Apparently, that lesson has not been lost on the ­powers-that-be. In contrast to the politically charged music of Vietnam era, the sound track to the Iraq war has gone mostly unheard.

And it is out there. Over the past four or five years here, I have been deluged with antiwar CDs, many from unknown artists. The vast majority of these have been terrible from opening note to final fade. Most of these singers hector and badger and let the message run roughshod over their music. It's hard to make words like "weapons of mass destruction," "extraordinary rendition" and "neo-con ­hegemony" ­really sing.

Some of the more famous examples of modern-day protest songs are almost as bad. Any list of these would have to include Internet/critical hits like Bright Eyes's "When the President Talks to God" and TV on the Radio's "Dry Drunk Emperor."

Sadly, the Bright Eyes tune sounds like a pill-headed 16-year-old pretending to be Bob Dylan, while "Dry Drunk Emperor" is little more than a babble of mock-­profundities scattered about on the feeble winds of a tuneless "soundscape."

Then there's John Mayer's "Waiting for the World to Change," which was a mainstream hit and actually is pleasant enough as a piece of background music.

Mayer claims this song was inspired by Curtis Mayfield. Yep, that's right. Mayer claims that lines like "One day our generation is gonna rule the population, so we keep on waiting, waiting for the world to change" were inspired by the guy who commanded his fans to "Move On Up" and told them to ditch self-pity in "We're a Winner." 'Cause, you know, that's kind of what, like, the whole Civil Rights movement was about, you know? Sitting back and waiting for the nice man to give you your 40 acres and a mule.
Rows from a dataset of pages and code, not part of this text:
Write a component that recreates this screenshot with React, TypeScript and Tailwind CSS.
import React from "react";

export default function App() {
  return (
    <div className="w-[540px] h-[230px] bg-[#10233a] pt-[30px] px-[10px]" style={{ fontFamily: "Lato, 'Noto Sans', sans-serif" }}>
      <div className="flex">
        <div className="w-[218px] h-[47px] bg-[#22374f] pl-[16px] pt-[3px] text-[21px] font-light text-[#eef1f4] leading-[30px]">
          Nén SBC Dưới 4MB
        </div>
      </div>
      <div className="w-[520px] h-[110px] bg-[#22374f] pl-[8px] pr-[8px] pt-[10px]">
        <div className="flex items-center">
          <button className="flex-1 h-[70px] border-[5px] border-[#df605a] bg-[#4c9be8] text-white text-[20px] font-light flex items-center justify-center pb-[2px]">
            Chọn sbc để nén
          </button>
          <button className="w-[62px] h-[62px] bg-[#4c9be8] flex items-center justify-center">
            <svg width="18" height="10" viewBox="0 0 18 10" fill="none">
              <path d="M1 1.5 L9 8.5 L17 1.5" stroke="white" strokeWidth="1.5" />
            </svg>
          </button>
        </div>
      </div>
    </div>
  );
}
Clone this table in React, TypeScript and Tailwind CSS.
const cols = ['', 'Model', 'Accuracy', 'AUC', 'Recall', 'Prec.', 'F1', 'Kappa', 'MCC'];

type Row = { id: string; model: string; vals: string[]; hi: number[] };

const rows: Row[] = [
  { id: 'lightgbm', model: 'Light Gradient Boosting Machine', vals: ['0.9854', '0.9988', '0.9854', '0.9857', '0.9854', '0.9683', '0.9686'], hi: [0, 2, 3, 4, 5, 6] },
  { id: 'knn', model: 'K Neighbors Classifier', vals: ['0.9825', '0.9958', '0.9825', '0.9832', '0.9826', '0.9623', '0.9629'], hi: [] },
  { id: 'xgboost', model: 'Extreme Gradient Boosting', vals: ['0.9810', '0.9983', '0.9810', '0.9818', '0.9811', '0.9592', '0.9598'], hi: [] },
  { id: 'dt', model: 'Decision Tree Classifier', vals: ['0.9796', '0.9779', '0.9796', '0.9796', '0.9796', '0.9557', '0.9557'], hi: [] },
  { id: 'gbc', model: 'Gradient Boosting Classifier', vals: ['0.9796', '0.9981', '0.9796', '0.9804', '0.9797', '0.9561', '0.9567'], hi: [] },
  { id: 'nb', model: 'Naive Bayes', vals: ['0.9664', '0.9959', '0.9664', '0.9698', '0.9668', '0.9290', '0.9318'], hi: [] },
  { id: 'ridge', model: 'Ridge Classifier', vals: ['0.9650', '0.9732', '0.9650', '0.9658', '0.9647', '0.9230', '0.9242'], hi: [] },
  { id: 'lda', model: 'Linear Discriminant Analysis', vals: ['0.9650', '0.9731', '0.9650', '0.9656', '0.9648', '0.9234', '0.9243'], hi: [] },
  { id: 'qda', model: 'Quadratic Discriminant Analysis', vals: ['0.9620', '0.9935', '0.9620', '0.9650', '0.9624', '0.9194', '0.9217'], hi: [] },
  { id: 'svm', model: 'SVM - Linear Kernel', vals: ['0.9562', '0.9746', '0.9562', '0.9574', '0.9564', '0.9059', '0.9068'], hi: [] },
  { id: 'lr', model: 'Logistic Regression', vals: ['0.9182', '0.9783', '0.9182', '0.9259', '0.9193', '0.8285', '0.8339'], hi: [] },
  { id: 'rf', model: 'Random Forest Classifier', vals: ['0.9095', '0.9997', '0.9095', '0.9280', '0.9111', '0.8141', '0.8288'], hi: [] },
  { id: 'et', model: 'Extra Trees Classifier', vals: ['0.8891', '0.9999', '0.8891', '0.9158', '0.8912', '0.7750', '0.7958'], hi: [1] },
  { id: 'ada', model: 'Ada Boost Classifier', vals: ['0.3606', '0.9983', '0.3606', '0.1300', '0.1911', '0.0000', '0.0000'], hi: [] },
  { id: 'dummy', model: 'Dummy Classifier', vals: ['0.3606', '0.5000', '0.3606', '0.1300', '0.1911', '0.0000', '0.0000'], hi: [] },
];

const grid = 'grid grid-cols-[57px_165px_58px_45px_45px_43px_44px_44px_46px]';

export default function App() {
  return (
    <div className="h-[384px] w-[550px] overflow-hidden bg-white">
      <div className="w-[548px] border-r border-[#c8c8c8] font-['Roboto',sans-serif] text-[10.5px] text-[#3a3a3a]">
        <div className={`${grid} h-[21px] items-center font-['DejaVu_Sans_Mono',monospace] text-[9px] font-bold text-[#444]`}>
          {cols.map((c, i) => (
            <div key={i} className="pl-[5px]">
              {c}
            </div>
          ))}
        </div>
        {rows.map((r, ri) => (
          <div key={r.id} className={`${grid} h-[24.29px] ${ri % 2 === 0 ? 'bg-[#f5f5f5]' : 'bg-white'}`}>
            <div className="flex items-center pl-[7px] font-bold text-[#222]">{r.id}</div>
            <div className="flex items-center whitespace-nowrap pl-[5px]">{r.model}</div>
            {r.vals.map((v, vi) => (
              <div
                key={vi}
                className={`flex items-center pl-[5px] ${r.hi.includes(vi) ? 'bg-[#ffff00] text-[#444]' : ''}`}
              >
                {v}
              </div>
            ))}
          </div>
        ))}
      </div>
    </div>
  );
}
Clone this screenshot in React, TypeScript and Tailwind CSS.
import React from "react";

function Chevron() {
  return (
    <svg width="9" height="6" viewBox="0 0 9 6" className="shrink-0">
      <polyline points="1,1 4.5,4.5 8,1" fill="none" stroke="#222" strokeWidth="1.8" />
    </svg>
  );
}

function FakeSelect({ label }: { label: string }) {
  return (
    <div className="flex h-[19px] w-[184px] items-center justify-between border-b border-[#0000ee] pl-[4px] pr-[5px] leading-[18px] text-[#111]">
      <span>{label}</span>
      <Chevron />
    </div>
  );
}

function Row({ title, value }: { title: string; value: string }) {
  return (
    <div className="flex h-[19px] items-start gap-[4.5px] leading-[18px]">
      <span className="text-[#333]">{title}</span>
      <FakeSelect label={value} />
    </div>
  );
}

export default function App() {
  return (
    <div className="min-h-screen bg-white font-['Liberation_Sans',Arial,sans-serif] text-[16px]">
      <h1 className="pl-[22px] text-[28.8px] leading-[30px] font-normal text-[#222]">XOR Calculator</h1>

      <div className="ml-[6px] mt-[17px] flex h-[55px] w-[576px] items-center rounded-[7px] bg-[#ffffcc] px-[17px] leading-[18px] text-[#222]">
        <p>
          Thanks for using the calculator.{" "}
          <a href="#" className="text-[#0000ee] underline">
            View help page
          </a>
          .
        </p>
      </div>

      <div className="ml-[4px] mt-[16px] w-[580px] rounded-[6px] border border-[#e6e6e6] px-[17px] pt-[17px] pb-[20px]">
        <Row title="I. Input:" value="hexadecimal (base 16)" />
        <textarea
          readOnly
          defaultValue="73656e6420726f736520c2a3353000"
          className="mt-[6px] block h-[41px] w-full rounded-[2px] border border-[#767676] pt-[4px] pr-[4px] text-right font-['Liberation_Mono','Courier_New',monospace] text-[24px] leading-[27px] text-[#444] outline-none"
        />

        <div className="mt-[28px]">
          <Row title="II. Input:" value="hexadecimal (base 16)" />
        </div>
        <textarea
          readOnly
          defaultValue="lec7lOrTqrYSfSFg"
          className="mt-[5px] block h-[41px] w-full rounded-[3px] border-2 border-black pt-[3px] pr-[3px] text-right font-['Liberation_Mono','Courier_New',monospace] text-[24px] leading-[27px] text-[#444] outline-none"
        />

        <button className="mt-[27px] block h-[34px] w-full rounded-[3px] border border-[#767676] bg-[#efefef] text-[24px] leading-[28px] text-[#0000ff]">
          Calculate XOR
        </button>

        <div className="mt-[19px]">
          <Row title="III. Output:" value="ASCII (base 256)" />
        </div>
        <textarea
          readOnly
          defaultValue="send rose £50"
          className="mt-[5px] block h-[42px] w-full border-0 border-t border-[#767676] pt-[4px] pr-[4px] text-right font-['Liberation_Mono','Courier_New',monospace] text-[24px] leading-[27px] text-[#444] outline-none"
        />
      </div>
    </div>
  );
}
Given its sentiment of passive non­resistance, it's no surprise that Mayer's song is one of the precious few expressions of even mild discontent to slip past the ever-vigilant goalies guarding mainstream radio playlists. Another has been Green Day, whose American Idiot is more or less the exception to the rule. So far it stands as the only topical album of its era that is both a mainstream smash and ­actually good music.